#### Exercise aim
Reproduce only this span: the line containing "Recreate this image", the line containing "string; icon: React.ElementType;", and every line between them, all exactly as given.

#### Recorded information

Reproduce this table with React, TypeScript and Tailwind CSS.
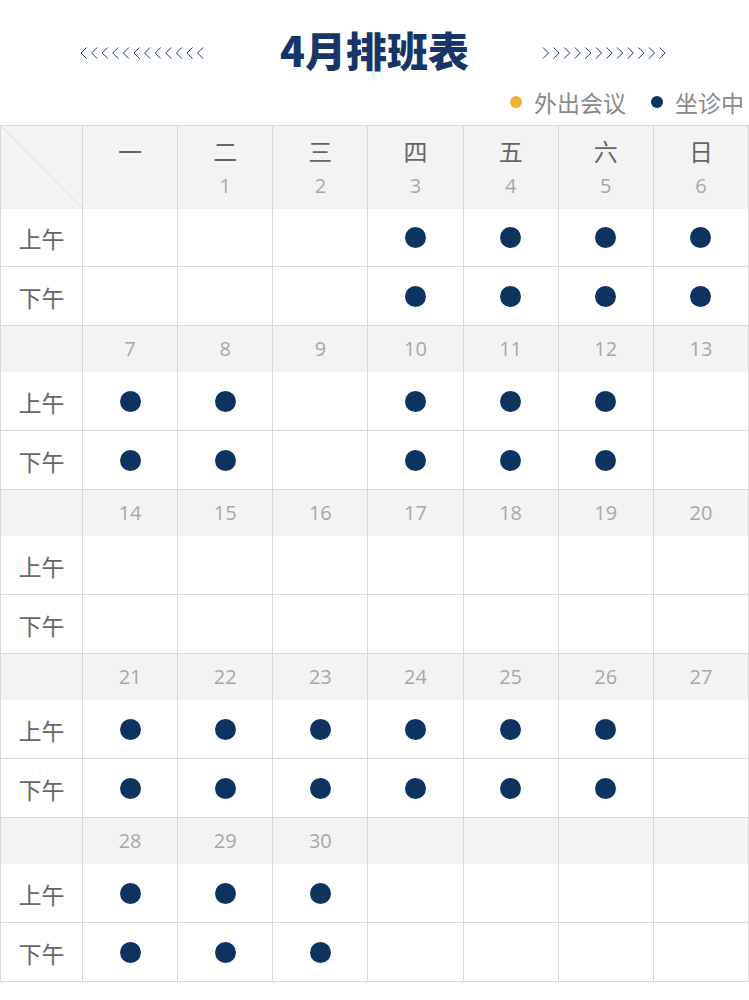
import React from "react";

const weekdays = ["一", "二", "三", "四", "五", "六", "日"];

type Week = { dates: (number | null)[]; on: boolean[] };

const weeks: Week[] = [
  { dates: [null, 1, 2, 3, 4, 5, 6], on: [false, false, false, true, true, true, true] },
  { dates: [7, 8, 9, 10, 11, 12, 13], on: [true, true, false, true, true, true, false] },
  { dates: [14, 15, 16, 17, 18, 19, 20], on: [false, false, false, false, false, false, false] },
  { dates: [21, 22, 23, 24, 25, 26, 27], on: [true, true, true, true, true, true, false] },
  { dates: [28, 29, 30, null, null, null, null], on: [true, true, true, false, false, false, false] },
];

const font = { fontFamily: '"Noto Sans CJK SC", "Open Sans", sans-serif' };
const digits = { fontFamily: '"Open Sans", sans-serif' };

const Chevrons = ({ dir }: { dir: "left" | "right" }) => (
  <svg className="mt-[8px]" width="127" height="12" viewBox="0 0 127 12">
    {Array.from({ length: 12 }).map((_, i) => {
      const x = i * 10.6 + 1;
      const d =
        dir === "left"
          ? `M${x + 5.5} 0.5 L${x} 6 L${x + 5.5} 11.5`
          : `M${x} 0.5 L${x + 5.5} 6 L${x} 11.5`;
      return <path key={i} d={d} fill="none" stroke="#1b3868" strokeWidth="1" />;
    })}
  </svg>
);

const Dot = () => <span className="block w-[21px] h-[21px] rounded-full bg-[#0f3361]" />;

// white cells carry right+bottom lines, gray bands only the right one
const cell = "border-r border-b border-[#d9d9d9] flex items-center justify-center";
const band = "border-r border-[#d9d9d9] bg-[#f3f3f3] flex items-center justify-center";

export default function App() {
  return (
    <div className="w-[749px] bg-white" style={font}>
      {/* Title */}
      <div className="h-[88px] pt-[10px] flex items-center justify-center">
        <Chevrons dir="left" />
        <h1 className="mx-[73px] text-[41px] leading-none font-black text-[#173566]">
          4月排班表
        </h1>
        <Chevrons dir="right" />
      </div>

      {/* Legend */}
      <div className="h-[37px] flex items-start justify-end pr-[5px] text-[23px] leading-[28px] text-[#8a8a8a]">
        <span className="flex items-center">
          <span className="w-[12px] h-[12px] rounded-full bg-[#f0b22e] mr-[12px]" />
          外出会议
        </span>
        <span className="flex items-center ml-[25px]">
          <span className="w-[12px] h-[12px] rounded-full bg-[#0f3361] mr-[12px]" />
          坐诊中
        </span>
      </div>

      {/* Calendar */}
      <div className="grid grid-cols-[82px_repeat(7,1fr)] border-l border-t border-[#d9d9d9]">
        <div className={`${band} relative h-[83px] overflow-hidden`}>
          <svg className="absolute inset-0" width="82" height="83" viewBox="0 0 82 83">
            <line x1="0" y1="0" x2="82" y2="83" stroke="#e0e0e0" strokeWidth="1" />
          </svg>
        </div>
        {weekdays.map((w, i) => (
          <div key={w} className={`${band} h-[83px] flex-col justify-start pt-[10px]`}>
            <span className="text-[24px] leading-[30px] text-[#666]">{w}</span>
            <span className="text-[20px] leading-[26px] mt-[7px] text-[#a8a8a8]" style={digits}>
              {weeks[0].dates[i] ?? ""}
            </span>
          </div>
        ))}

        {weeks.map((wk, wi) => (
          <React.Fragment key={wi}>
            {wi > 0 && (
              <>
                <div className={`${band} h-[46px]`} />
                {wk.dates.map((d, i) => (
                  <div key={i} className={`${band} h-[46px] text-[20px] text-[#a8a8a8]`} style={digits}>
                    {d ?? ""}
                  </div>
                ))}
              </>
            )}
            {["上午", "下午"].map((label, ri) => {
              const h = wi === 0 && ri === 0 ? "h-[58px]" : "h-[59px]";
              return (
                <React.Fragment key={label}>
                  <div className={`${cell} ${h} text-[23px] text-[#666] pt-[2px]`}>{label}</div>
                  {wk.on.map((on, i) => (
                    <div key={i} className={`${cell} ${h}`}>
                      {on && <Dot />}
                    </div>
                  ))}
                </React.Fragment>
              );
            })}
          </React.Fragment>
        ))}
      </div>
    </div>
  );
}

--

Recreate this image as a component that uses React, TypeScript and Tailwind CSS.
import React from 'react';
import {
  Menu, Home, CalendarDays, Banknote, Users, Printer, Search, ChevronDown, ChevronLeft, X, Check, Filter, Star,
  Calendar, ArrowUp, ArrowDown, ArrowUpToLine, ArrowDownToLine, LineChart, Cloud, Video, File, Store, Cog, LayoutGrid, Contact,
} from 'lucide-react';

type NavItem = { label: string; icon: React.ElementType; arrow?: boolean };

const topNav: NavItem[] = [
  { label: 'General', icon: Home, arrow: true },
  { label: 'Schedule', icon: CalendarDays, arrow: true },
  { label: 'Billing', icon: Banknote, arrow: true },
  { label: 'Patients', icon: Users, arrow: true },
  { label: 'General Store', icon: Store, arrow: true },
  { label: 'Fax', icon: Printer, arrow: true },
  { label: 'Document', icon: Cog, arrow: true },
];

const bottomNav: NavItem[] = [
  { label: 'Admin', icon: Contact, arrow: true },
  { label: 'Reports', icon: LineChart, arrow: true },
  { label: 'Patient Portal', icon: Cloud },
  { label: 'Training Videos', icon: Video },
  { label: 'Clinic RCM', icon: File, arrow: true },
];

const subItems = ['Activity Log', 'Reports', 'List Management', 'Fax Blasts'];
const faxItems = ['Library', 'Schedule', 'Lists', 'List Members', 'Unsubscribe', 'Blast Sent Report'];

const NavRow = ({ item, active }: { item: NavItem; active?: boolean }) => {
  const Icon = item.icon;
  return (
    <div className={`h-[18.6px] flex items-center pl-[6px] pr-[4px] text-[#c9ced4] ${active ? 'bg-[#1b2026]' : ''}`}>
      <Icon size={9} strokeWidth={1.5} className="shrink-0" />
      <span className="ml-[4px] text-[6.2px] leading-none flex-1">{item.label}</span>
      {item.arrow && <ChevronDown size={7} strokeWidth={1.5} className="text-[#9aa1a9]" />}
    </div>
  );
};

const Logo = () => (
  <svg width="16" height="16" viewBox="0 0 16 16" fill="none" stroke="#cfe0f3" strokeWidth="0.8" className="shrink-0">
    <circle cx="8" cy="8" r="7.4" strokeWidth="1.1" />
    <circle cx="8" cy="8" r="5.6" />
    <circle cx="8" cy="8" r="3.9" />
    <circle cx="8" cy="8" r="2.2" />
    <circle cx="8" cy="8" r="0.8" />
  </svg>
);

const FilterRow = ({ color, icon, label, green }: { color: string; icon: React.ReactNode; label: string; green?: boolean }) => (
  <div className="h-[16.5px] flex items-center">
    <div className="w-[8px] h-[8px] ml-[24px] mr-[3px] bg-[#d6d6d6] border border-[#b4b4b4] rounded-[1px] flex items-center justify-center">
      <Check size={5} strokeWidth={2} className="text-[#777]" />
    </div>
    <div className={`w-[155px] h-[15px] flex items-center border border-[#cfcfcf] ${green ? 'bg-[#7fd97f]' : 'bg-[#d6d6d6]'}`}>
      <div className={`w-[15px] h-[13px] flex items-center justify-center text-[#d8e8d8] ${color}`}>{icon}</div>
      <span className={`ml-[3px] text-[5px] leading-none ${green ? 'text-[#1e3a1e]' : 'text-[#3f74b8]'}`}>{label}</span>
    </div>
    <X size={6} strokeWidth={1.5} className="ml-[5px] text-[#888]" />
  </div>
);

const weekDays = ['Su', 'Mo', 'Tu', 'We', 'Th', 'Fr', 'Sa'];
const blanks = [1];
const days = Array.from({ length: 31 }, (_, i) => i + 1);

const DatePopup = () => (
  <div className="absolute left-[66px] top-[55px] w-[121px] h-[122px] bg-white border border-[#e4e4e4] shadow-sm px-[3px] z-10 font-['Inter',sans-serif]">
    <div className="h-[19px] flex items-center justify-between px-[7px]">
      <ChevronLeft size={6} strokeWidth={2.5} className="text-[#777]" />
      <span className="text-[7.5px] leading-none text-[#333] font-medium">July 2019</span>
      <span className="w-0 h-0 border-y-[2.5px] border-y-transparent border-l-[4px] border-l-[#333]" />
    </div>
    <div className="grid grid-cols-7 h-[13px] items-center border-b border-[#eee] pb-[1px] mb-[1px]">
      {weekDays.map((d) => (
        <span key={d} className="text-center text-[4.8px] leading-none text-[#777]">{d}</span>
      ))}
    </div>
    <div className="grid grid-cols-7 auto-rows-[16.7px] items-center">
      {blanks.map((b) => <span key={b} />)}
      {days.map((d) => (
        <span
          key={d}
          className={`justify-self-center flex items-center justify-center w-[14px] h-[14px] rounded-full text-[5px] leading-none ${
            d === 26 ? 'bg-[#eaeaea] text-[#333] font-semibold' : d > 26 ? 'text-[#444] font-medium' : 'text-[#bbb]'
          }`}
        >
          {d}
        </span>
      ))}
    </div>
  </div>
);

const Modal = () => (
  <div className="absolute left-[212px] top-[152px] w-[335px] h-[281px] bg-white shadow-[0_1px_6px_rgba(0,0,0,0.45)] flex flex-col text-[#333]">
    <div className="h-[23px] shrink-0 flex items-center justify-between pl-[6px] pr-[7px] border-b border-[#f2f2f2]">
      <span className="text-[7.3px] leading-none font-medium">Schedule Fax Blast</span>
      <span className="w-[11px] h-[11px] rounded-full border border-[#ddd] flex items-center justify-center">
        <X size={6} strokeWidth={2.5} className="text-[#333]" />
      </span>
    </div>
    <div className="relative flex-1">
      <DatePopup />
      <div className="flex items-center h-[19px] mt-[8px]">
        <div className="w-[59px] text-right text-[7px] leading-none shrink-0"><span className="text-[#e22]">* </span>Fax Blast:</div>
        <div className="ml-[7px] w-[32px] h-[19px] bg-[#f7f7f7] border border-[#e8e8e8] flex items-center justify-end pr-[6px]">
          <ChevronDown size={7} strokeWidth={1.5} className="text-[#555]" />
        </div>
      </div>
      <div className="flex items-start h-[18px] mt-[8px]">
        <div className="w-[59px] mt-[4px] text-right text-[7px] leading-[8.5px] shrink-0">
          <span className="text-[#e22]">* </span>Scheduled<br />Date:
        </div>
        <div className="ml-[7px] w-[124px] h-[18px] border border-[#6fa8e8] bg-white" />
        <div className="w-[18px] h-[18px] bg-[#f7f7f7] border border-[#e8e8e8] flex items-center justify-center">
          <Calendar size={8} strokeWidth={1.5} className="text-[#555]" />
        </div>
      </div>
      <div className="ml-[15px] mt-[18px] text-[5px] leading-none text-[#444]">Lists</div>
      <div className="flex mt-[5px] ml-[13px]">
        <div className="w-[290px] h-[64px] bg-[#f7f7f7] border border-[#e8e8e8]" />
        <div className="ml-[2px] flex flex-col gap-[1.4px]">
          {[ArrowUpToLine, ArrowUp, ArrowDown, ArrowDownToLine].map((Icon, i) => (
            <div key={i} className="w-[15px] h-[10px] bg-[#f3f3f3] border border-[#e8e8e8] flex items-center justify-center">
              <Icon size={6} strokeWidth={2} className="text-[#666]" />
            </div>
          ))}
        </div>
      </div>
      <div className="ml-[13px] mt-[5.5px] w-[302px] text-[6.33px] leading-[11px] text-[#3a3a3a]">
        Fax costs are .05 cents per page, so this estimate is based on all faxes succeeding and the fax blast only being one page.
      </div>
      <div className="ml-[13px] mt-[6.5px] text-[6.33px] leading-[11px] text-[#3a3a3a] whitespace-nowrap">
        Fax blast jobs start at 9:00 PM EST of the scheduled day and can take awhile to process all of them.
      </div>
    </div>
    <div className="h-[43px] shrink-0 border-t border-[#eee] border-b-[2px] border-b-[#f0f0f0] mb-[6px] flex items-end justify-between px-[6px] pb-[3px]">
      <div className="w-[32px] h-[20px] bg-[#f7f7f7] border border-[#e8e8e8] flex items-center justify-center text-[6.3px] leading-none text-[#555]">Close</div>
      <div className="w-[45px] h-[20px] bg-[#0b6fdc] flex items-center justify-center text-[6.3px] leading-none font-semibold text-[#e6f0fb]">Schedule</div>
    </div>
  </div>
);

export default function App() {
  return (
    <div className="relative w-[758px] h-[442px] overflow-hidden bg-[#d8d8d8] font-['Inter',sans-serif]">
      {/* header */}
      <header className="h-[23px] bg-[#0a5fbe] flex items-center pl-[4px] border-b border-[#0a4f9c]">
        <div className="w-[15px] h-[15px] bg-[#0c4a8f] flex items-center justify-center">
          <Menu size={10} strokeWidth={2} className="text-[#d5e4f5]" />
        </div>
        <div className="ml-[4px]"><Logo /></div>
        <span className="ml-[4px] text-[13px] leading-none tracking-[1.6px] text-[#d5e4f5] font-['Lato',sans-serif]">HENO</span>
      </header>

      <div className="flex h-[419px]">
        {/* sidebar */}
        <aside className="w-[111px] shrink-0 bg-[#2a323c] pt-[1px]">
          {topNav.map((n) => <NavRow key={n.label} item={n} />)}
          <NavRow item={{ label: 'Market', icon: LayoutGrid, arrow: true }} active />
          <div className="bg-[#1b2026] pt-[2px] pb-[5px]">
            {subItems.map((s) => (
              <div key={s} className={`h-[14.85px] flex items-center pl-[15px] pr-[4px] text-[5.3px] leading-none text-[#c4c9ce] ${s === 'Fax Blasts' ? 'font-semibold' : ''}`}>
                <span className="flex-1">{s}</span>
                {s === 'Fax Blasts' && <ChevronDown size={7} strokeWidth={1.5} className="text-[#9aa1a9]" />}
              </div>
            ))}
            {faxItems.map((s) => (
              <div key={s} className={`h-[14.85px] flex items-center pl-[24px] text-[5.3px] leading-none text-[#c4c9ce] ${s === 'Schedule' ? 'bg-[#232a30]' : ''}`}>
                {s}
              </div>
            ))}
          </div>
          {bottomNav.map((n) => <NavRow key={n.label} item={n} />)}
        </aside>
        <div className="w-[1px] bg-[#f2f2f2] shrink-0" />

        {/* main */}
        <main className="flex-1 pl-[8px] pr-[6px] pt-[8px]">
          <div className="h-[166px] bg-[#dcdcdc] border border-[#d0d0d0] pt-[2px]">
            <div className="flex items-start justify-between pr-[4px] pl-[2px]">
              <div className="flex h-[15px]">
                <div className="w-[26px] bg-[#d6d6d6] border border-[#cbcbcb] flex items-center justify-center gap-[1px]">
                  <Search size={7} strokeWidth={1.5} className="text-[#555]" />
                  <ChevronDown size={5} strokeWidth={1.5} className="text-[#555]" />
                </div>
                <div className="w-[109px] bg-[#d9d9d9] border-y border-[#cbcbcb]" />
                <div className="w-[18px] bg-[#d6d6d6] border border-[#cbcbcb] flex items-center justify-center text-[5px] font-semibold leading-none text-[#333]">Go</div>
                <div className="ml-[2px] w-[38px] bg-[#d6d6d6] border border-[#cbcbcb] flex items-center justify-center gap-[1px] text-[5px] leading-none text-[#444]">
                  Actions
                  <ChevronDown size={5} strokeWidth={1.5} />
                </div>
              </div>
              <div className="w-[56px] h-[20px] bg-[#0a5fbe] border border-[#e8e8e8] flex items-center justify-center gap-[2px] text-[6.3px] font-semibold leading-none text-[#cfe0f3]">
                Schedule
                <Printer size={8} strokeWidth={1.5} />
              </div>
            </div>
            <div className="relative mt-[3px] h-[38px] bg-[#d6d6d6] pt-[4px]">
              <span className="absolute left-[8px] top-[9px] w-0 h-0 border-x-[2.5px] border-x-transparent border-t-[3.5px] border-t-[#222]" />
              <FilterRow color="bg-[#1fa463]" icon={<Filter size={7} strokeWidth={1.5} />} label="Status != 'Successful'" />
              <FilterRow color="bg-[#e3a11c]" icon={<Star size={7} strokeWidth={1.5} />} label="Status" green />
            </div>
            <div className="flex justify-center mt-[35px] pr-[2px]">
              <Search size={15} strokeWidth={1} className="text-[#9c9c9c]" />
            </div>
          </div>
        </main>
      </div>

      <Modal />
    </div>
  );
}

...

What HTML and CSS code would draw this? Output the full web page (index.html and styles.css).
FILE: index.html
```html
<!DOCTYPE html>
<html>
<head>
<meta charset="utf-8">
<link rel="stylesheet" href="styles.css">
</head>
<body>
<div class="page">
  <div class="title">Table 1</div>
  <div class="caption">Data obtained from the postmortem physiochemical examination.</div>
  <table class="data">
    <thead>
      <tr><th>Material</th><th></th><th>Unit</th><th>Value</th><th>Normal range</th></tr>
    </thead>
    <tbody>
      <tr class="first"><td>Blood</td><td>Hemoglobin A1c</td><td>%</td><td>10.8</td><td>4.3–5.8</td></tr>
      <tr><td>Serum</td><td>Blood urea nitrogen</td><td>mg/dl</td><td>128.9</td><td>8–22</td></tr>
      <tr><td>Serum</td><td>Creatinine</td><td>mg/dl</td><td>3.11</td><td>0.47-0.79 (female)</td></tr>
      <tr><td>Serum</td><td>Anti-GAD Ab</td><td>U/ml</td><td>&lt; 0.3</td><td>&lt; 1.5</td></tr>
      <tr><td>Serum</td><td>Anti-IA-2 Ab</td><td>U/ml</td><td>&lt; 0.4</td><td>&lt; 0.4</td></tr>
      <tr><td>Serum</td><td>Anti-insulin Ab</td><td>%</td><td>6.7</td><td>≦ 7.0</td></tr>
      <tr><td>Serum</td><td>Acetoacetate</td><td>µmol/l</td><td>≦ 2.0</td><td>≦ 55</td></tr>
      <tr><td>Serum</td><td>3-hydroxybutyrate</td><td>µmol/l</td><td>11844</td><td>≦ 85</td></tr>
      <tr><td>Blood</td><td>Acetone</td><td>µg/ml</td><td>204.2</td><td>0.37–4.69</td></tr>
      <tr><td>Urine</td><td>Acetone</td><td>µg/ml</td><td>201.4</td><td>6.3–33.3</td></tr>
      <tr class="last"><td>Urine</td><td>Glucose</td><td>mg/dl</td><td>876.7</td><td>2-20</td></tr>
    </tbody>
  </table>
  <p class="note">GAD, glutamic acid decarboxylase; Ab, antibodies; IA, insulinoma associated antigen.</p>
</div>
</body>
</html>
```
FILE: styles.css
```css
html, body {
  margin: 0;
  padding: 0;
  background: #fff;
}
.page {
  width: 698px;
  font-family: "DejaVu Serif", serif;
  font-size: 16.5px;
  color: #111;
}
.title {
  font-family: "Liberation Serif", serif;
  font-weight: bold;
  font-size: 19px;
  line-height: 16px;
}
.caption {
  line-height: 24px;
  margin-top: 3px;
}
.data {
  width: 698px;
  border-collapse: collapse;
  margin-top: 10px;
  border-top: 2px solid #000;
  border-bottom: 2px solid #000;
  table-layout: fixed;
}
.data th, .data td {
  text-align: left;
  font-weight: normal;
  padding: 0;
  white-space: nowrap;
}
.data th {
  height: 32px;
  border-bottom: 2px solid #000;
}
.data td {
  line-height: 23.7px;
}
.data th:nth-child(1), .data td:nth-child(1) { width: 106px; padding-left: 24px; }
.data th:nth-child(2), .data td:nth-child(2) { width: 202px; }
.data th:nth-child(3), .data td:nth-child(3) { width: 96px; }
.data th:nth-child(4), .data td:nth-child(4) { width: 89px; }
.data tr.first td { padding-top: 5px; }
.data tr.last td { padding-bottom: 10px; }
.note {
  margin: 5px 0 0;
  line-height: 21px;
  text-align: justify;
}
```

#### The result
Recreate this image as a component that uses React, TypeScript and Tailwind CSS.
import React from 'react';
import {
  Menu, Home, CalendarDays, Banknote, Users, Printer, Search, ChevronDown, ChevronLeft, X, Check, Filter, Star,
  Calendar, ArrowUp, ArrowDown, ArrowUpToLine, ArrowDownToLine, LineChart, Cloud, Video, File, Store, Cog, LayoutGrid, Contact,
} from 'lucide-react';

type NavItem = { label: string; icon: React.ElementType; arrow?: boolean };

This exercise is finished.